1.2 Overview of OpenMP Transformation
1.2.1 Data Race Detection by Analyzing Read/Write Operations
Basic Transformation Pattern
- At a right mover (e.g. lock, enter_critical, enter_atomic), we do yield and push.
- At a left mover (e.g., unlock, exit_critical, exit_atomic), we do check and then clean (pop).
(Note that it only clean whats in between a pair of right mover and left mover.)

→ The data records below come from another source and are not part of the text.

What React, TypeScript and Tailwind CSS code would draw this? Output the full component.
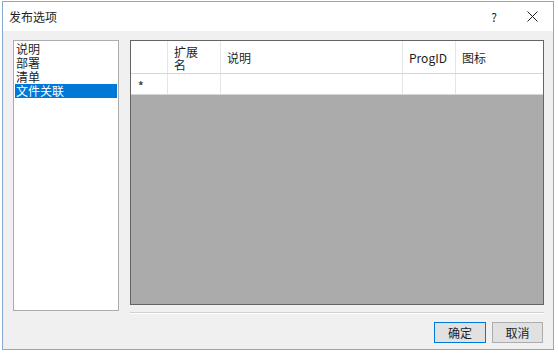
import { useState } from "react";

const PAGES = ["说明", "部署", "清单", "文件关联"];

const COLUMNS = [
  { key: "ext", label: "扩展名", width: "w-[53px]" },
  { key: "desc", label: "说明", width: "w-[182px]" },
  { key: "progid", label: "ProgID", width: "w-[53px]" },
  { key: "icon", label: "图标", width: "flex-1" },
];

const FONT = "font-['Segoe_UI','Noto_Sans_CJK_SC',sans-serif]";

export default function App() {
  const [active, setActive] = useState("文件关联");

  return (
    <div className={`w-[558px] h-[354px] bg-white ${FONT} text-[12px] text-[#1e1e1e]`}>
      {/* ── Dialog window ───────────────────────────── */}
      <div className="ml-[2px] mt-[1px] w-[552px] h-[349px] border border-[#86a9d2] flex flex-col">
        {/* Title bar */}
        <div className="h-[29px] shrink-0 bg-white flex items-center pl-[6px]">
          <span className="flex-1 leading-none">发布选项</span>
          <span className="w-[20px] text-center text-[12px] mr-[23px]">?</span>
          <svg width="11" height="11" viewBox="0 0 11 11" className="mr-[15px]">
            <path d="M0.5 0.5 L10.5 10.5 M10.5 0.5 L0.5 10.5" stroke="#1e1e1e" strokeWidth="1" />
          </svg>
        </div>

        {/* Body */}
        <div className="flex-1 bg-[#f0f0f0] flex gap-[11px] pl-[10px] pr-[9px] pt-[9px]">
          {/* Page list */}
          <div className="w-[106px] h-[271px] bg-white border border-[#acacac] p-[1px]">
            {PAGES.map((p) => (
              <div
                key={p}
                onClick={() => setActive(p)}
                className={`h-[14px] leading-[14px] pl-[1px] cursor-default ${
                  active === p ? "bg-[#0078d7] text-white" : ""
                }`}
              >
                {p}
              </div>
            ))}
          </div>

          {/* Grid + buttons */}
          <div className="flex-1 flex flex-col">
            <div className="h-[265px] border border-[#646464] bg-[#ababab] flex flex-col">
              {/* Header row */}
              <div className="h-[33px] bg-white flex border-b border-[#d5d5d5]">
                <div className="w-[37px] border-r border-[#e5e5e5]" />
                {COLUMNS.map((c, i) => (
                  <div
                    key={c.key}
                    className={`${c.width} flex items-center pl-[6px] leading-[13px] ${
                      i < COLUMNS.length - 1 ? "border-r border-[#e5e5e5]" : ""
                    }`}
                  >
                    {c.key === "ext" ? (
                      <span className="pt-[2px]">
                        扩展
                        <br />名
                      </span>
                    ) : (
                      c.label
                    )}
                  </div>
                ))}
              </div>
              {/* New row */}
              <div className="h-[21px] bg-white flex border-b border-[#d5d5d5]">
                <div className="w-[37px] border-r border-[#e5e5e5] flex items-center pl-[7px] pt-[3px] text-[11px] font-bold text-[#444]">
                  *
                </div>
                {COLUMNS.map((c, i) => (
                  <div
                    key={c.key}
                    className={`${c.width} ${i < COLUMNS.length - 1 ? "border-r border-[#e5e5e5]" : ""}`}
                  />
                ))}
              </div>
            </div>

            {/* Separator */}
            <div className="mt-[7px] h-[2px] border-t border-[#d0d0d0] border-b border-b-white" />

            {/* Buttons */}
            <div className="mt-[8px] flex justify-end gap-[6px] pr-[1px]">
              <button className="w-[52px] h-[21px] bg-[#e1e1e1] border border-[#0078d7] leading-none">
                确定
              </button>
              <button className="w-[51px] h-[21px] bg-[#e1e1e1] border border-[#adadad] leading-none">
                取消
              </button>
            </div>
          </div>
        </div>
      </div>
    </div>
  );
}
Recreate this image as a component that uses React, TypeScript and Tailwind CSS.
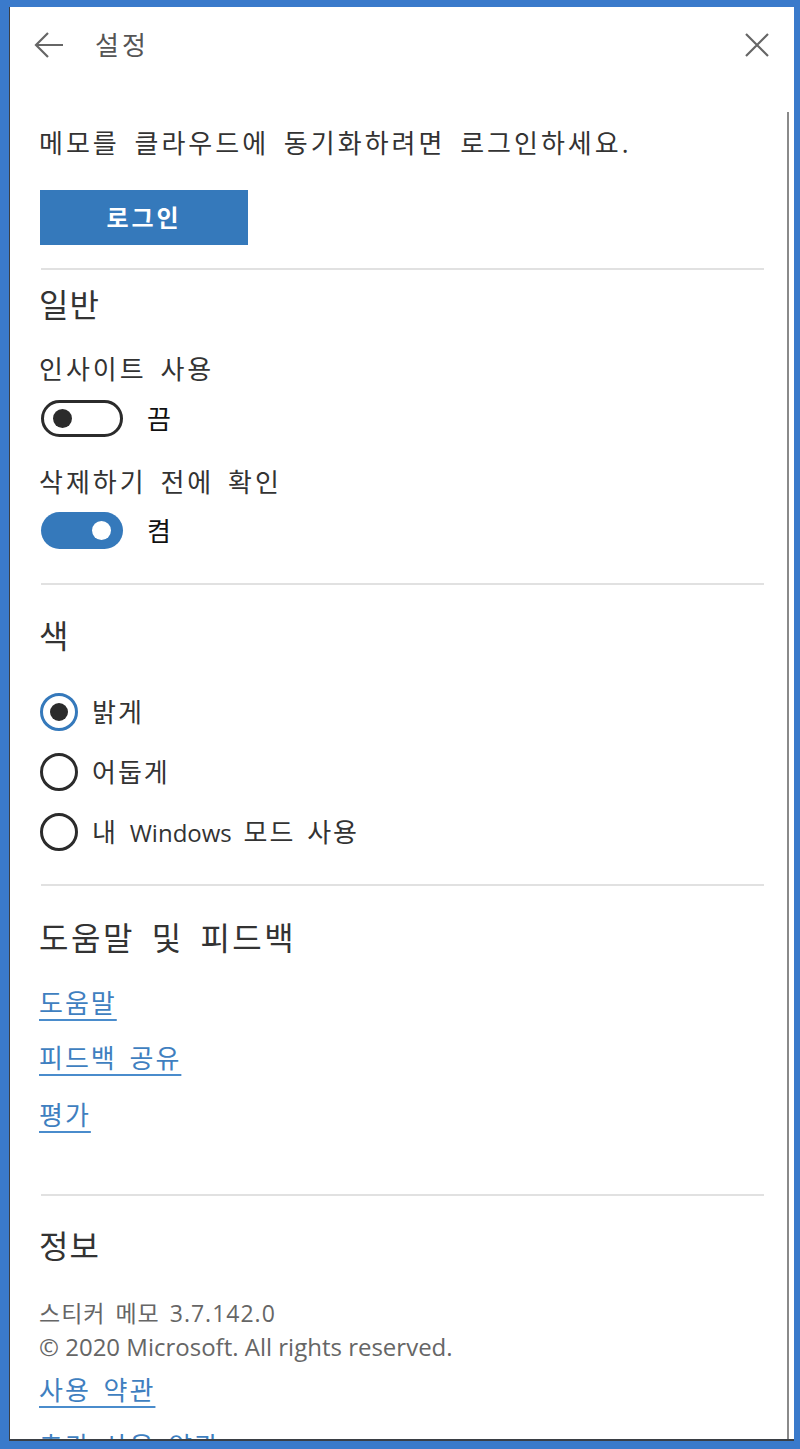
import React from "react"

const font = {
  fontFamily: '"Open Sans", "Noto Sans CJK KR", sans-serif',
}

function Divider({ className = "" }: { className?: string }) {
  return <div className={`h-[2px] bg-[#e1e1e1] ${className}`} />
}

function Toggle({ on }: { on: boolean }) {
  return on ? (
    <div className="flex h-[37px] w-[82px] items-center justify-end rounded-full bg-[#3579bb] pr-[12px]">
      <div className="size-[19px] rounded-full bg-white" />
    </div>
  ) : (
    <div className="flex h-[37px] w-[82px] items-center rounded-full border-[3px] border-[#2b2b2b] pl-[9px]">
      <div className="size-[19px] rounded-full bg-[#2b2b2b]" />
    </div>
  )
}

function Radio({ checked, children, className = "" }: { checked: boolean; children: React.ReactNode; className?: string }) {
  return (
    <div className={`flex h-[38px] items-center gap-[14px] ${className}`}>
      <div
        className={`flex size-[38px] shrink-0 items-center justify-center rounded-full border-[3px] ${
          checked ? "border-[#3579bb]" : "border-[#2b2b2b]"
        }`}
      >
        {checked && <div className="size-[18px] rounded-full bg-[#2b2b2b]" />}
      </div>
      <span className="text-[26px] leading-[36px] tracking-[2px] text-[#333] [word-spacing:3px]">{children}</span>
    </div>
  )
}

function Link({ children, className = "" }: { children: React.ReactNode; className?: string }) {
  return (
    <a
      className={`block w-fit text-[26px] leading-[36px] tracking-[2px] text-[#3f7fc0] underline decoration-[#4a8ccc] decoration-2 underline-offset-[6px] [word-spacing:4px] ${className}`}
    >
      {children}
    </a>
  )
}

export default function App() {
  return (
    <div className="h-[1449px] w-[800px] overflow-hidden bg-[#3a7acb] pt-[7px] pl-[9px]" style={font}>
      <div className="relative h-[1434px] w-[785px] overflow-hidden border-b-2 border-l border-b-[#3a3f45] border-l-[#3a3f45] bg-white">
        {/* Header */}
        <div className="flex h-[76px] items-center pr-[24px] pl-[23px]">
          <svg width="32" height="30" viewBox="0 0 32 30" fill="none" stroke="#666" strokeWidth="2.2">
            <path d="M30 15H3M15 3L3 15l12 12" />
          </svg>
          <span className="ml-[30px] text-[26px] leading-[36px] tracking-[3px] text-[#555]">설정</span>
          <svg className="ml-auto" width="26" height="26" viewBox="0 0 26 26" fill="none" stroke="#666" strokeWidth="2.2">
            <path d="M2 2l22 22M24 2L2 24" />
          </svg>
        </div>

        {/* Scrollbar */}
        <div className="absolute top-[105px] right-[5px] bottom-0 w-[2px] bg-[#8a8a8a]" />

        <div className="pr-[30px] pl-[29px]">
          <p className="mt-[42px] text-[26px] leading-[36px] tracking-[3px] text-[#333] [word-spacing:5px]">
            메모를 클라우드에 동기화하려면 로그인하세요.
          </p>
          <button className="mt-[29px] ml-[1px] flex h-[55px] w-[208px] items-center justify-center bg-[#3579bb] text-[24px] font-bold tracking-[3px] text-white">
            로그인
          </button>

          <Divider className="mt-[23px] ml-[2px]" />

          <h2 className="mt-[13px] text-[32px] leading-[44px] tracking-[1px] text-[#333]">일반</h2>
          <p className="mt-[24px] text-[26px] leading-[36px] tracking-[3px] text-[#333] [word-spacing:4px]">인사이트 사용</p>
          <div className="mt-[13px] ml-[2px] flex items-center gap-[24px]">
            <Toggle on={false} />
            <span className="text-[26px] leading-[36px] text-[#111]">끔</span>
          </div>
          <p className="mt-[27px] text-[26px] leading-[36px] tracking-[3px] text-[#333] [word-spacing:4px]">삭제하기 전에 확인</p>
          <div className="mt-[12px] ml-[2px] flex items-center gap-[24px]">
            <Toggle on />
            <span className="text-[26px] leading-[36px] text-[#111]">켬</span>
          </div>

          <Divider className="mt-[34px] ml-[2px]" />

          <h2 className="mt-[29px] text-[32px] leading-[44px] text-[#333]">색</h2>
          <Radio checked className="mt-[35px] ml-[1px]">밝게</Radio>
          <Radio checked={false} className="mt-[22px] ml-[1px]">어둡게</Radio>
          <Radio checked={false} className="mt-[22px] ml-[1px]">
            내 <span className="text-[24px] tracking-normal">Windows</span> 모드 사용
          </Radio>

          <Divider className="mt-[33px] ml-[2px]" />

          <h2 className="mt-[30px] text-[32px] leading-[44px] tracking-[2.5px] text-[#333] [word-spacing:6px]">도움말 및 피드백</h2>
          <Link className="mt-[25px]">도움말</Link>
          <Link className="mt-[19px]">피드백 공유</Link>
          <Link className="mt-[21px]">평가</Link>

          <Divider className="mt-[61px] ml-[2px]" />

          <h2 className="mt-[28px] text-[32px] leading-[44px] tracking-[1px] text-[#333]">정보</h2>
          <p className="mt-[30px] text-[23px] leading-[30px] tracking-[1px] text-[#666] [word-spacing:3px]">스티커 메모 3.7.142.0</p>
          <p className="mt-[4px] text-[24px] leading-[30px] text-[#666]">© 2020 Microsoft. All rights reserved.</p>
          <Link className="mt-[10px]">사용 약관</Link>
          <Link className="mt-[20px]">추가 사용 약관</Link>
        </div>
      </div>
    </div>
  )
}
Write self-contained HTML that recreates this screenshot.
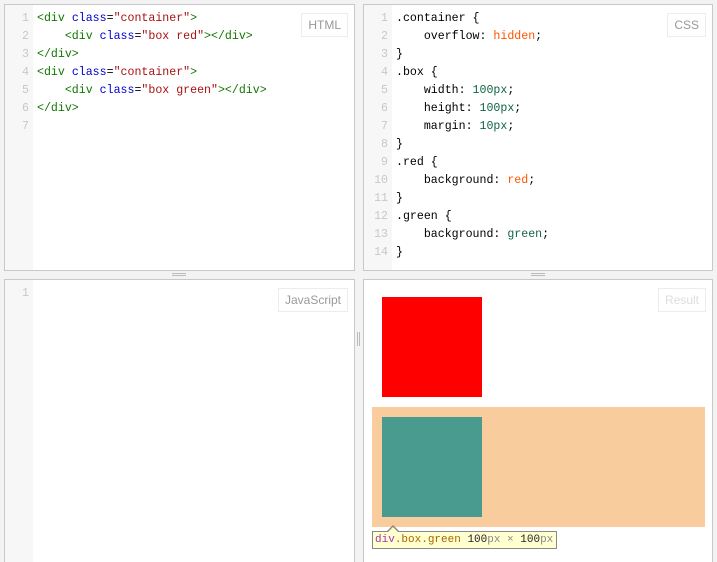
<!DOCTYPE html>
<html style="overflow:hidden;height:562px"><head><style>
body{margin:0;width:717px;height:562px;background:#f3f3f3;position:relative;overflow:hidden;font-family:"Liberation Sans",sans-serif}
.p{position:absolute;background:#fff;border:1px solid #c8c8c8;box-sizing:border-box;overflow:hidden}
.g{position:absolute;left:0;top:0;bottom:0;width:28px;background:#f7f7f7}
.code{position:absolute;left:0;top:5px;font-family:"Liberation Mono","DejaVu Sans Mono",monospace;font-size:11.6px;line-height:18px;white-space:pre}
.ln{display:inline-block;width:24px;text-align:right;color:#c8c8c8;margin-right:8px}
.lab{position:absolute;top:8px;right:6px;border:1px solid #ececec;color:#999;font-size:12px;padding:4px 6px}
.t{color:#170}.a{color:#00c}.s{color:#a11}.k{color:#000}.n{color:#164}.v{color:#f50}
.hr{position:absolute;width:14px;height:3px;border-top:1px solid #bbb;border-bottom:1px solid #bbb;box-sizing:border-box}
</style></head><body>
<div class="p" style="left:4px;top:4px;width:351px;height:267px"><div class="g"></div>
<div class="code"><span class="ln">1</span><span class="t">&lt;div</span> <span class="a">class</span>=<span class="s">"container"</span><span class="t">&gt;</span>
<span class="ln">2</span>    <span class="t">&lt;div</span> <span class="a">class</span>=<span class="s">"box red"</span><span class="t">&gt;&lt;/div&gt;</span>
<span class="ln">3</span><span class="t">&lt;/div&gt;</span>
<span class="ln">4</span><span class="t">&lt;div</span> <span class="a">class</span>=<span class="s">"container"</span><span class="t">&gt;</span>
<span class="ln">5</span>    <span class="t">&lt;div</span> <span class="a">class</span>=<span class="s">"box green"</span><span class="t">&gt;&lt;/div&gt;</span>
<span class="ln">6</span><span class="t">&lt;/div&gt;</span>
<span class="ln">7</span></div>
<div class="lab">HTML</div></div>
<div class="p" style="left:363px;top:4px;width:350px;height:267px"><div class="g"></div>
<div class="code"><span class="ln">1</span>.container {
<span class="ln">2</span>    overflow: <span class="v">hidden</span>;
<span class="ln">3</span>}
<span class="ln">4</span>.box {
<span class="ln">5</span>    width: <span class="n">100px</span>;
<span class="ln">6</span>    height: <span class="n">100px</span>;
<span class="ln">7</span>    margin: <span class="n">10px</span>;
<span class="ln">8</span>}
<span class="ln">9</span>.red {
<span class="ln">10</span>    background: <span class="v">red</span>;
<span class="ln">11</span>}
<span class="ln">12</span>.green {
<span class="ln">13</span>    background: <span class="n">green</span>;
<span class="ln">14</span>}</div>
<div class="lab">CSS</div></div>
<div class="hr" style="left:172px;top:273px"></div>
<div class="hr" style="left:531px;top:273px"></div>
<div style="position:absolute;left:357px;top:332px;width:3px;height:14px;border-left:1px solid #bbb;border-right:1px solid #bbb;box-sizing:border-box"></div>
<div class="p" style="left:4px;top:279px;width:351px;height:290px"><div class="g"></div>
<div class="code"><span class="ln">1</span></div>
<div class="lab">JavaScript</div></div>
<div class="p" style="left:363px;top:279px;width:350px;height:290px">
<div class="lab" style="color:#ddd">Result</div>
<div style="position:absolute;left:18px;top:17px;width:100px;height:100px;background:red"></div>
<div style="position:absolute;left:8px;top:127px;width:333px;height:120px;background:#f8cc9c"></div>
<div style="position:absolute;left:18px;top:137px;width:100px;height:100px;background:#499a8f"></div>
<div style="position:absolute;left:8px;top:251px;height:18px;border:1px solid #888;background:#ffffd0;font-family:'Liberation Mono',monospace;font-size:11px;line-height:16px;padding:0 2px;white-space:pre;box-sizing:border-box;width:185px;overflow:hidden"><span style="color:#a3a">div</span><span style="color:#a60">.box.green</span> <span style="color:#222">100</span><span style="color:#888">px × </span><span style="color:#222">100</span><span style="color:#888">px</span></div>
<div style="position:absolute;left:23px;top:245px;width:0;height:0;border-left:6px solid transparent;border-right:6px solid transparent;border-bottom:6px solid #888"></div>
<div style="position:absolute;left:24px;top:247px;width:0;height:0;border-left:5px solid transparent;border-right:5px solid transparent;border-bottom:5px solid #ffffd0"></div>
</div>
</body></html>
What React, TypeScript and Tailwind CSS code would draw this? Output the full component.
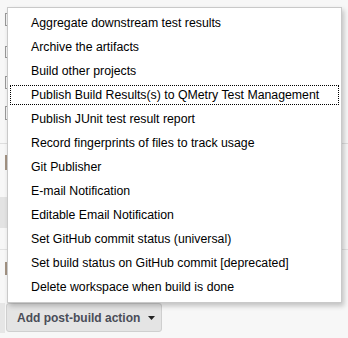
import React from 'react';

const actions: string[] = [
  'Aggregate downstream test results',
  'Archive the artifacts',
  'Build other projects',
  'Publish Build Results(s) to QMetry Test Management',
  'Publish JUnit test result report',
  'Record fingerprints of files to track usage',
  'Git Publisher',
  'E-mail Notification',
  'Editable Email Notification',
  'Set GitHub commit status (universal)',
  'Set build status on GitHub commit [deprecated]',
  'Delete workspace when build is done',
];

const Bracket: React.FC<{ className: string }> = ({ className }) => (
  <div className={`ml-[5px] w-[3px] border-l border-y border-[#9a9a9a] ${className}`} />
);

const App: React.FC = () => {
  const focused = 3;

  return (
    <div className="relative w-[348px] h-[338px] overflow-hidden bg-[#f7f7f7] font-['Liberation_Sans',Arial,sans-serif]">
      {/* form rows behind the menu */}
      <div className="flex flex-col">
        <Bracket className="mt-[13px] h-[13px]" />
        <Bracket className="mt-[20px] h-[12px]" />
        <Bracket className="mt-[18px] h-[13px]" />
        <Bracket className="mt-[17px] h-[14px]" />
        <div className="mt-[23px] h-px w-full bg-[#dedede]" />
        <div className="mt-[11px] ml-[5px] h-[15px] w-[2px] bg-[#a39383]" />
        <div className="mt-[27px] h-[31px] w-[8px] bg-[#e3e3e3]" />
        <div className="mt-[21px] h-px w-full bg-[#e2e2e2]" />
        <div className="mt-[12px] ml-[5px] h-[13px] w-[2px] bg-[#a39383]" />
        <div className="mt-[28px] flex items-start">
          <div className="h-[30px] w-[5px] bg-[#e6e6e6]" />
          <button className="ml-px flex h-[29px] w-[156px] items-center rounded-[3px] border border-[#cfcfcf] bg-[#e4e4e4] pl-[10px] text-[12px] font-bold text-[#4a4d58]">
            <span>Add post-build action</span>
            <svg width="7" height="4" viewBox="0 0 7 4" className="ml-[8px]">
              <path d="M0 0h7L3.5 4z" fill="#222" />
            </svg>
          </button>
        </div>
      </div>

      {/* dropdown menu */}
      <div className="absolute left-[7px] top-[7px] w-[335px] border border-[#c9c9c9] bg-white pt-[3px] pb-[3px] shadow-[2px_3px_5px_rgba(0,0,0,0.22)]">
        {actions.map((label, i) => (
          <div key={label} className="h-[24px] px-[2px] py-[2px]">
            <div
              className={`flex h-[20px] items-center pl-[20px] text-[12.3px] text-black border ${
                i === focused ? 'border-dotted border-black' : 'border-transparent'
              }`}
            >
              {label}
            </div>
          </div>
        ))}
      </div>
    </div>
  );
};

export default App;
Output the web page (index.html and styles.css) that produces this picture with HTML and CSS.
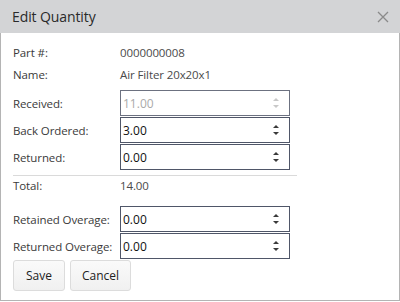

- A barrier is transformed as: barrier() ; $check_data_race(); $track_clean(); barrier();
- Read and write operations are tracked in $atomic scope and functions/primitives of tracking read/write operations are:
$track{. . . . . . . . . . . . . . . . creates a new pair of read/write sets for tracking.} // end of $track scope. . removes read/write sets currently used for tracking.$track_empty();. . . . . . . . . . empties read/write sets currently used for tracking.$tracked_reads();. . . . . . . . returns a set of tracked shared variables read by its caller process.$tracked_writes();. . . . . . . returns a set of tracked shared variables written by its caller process.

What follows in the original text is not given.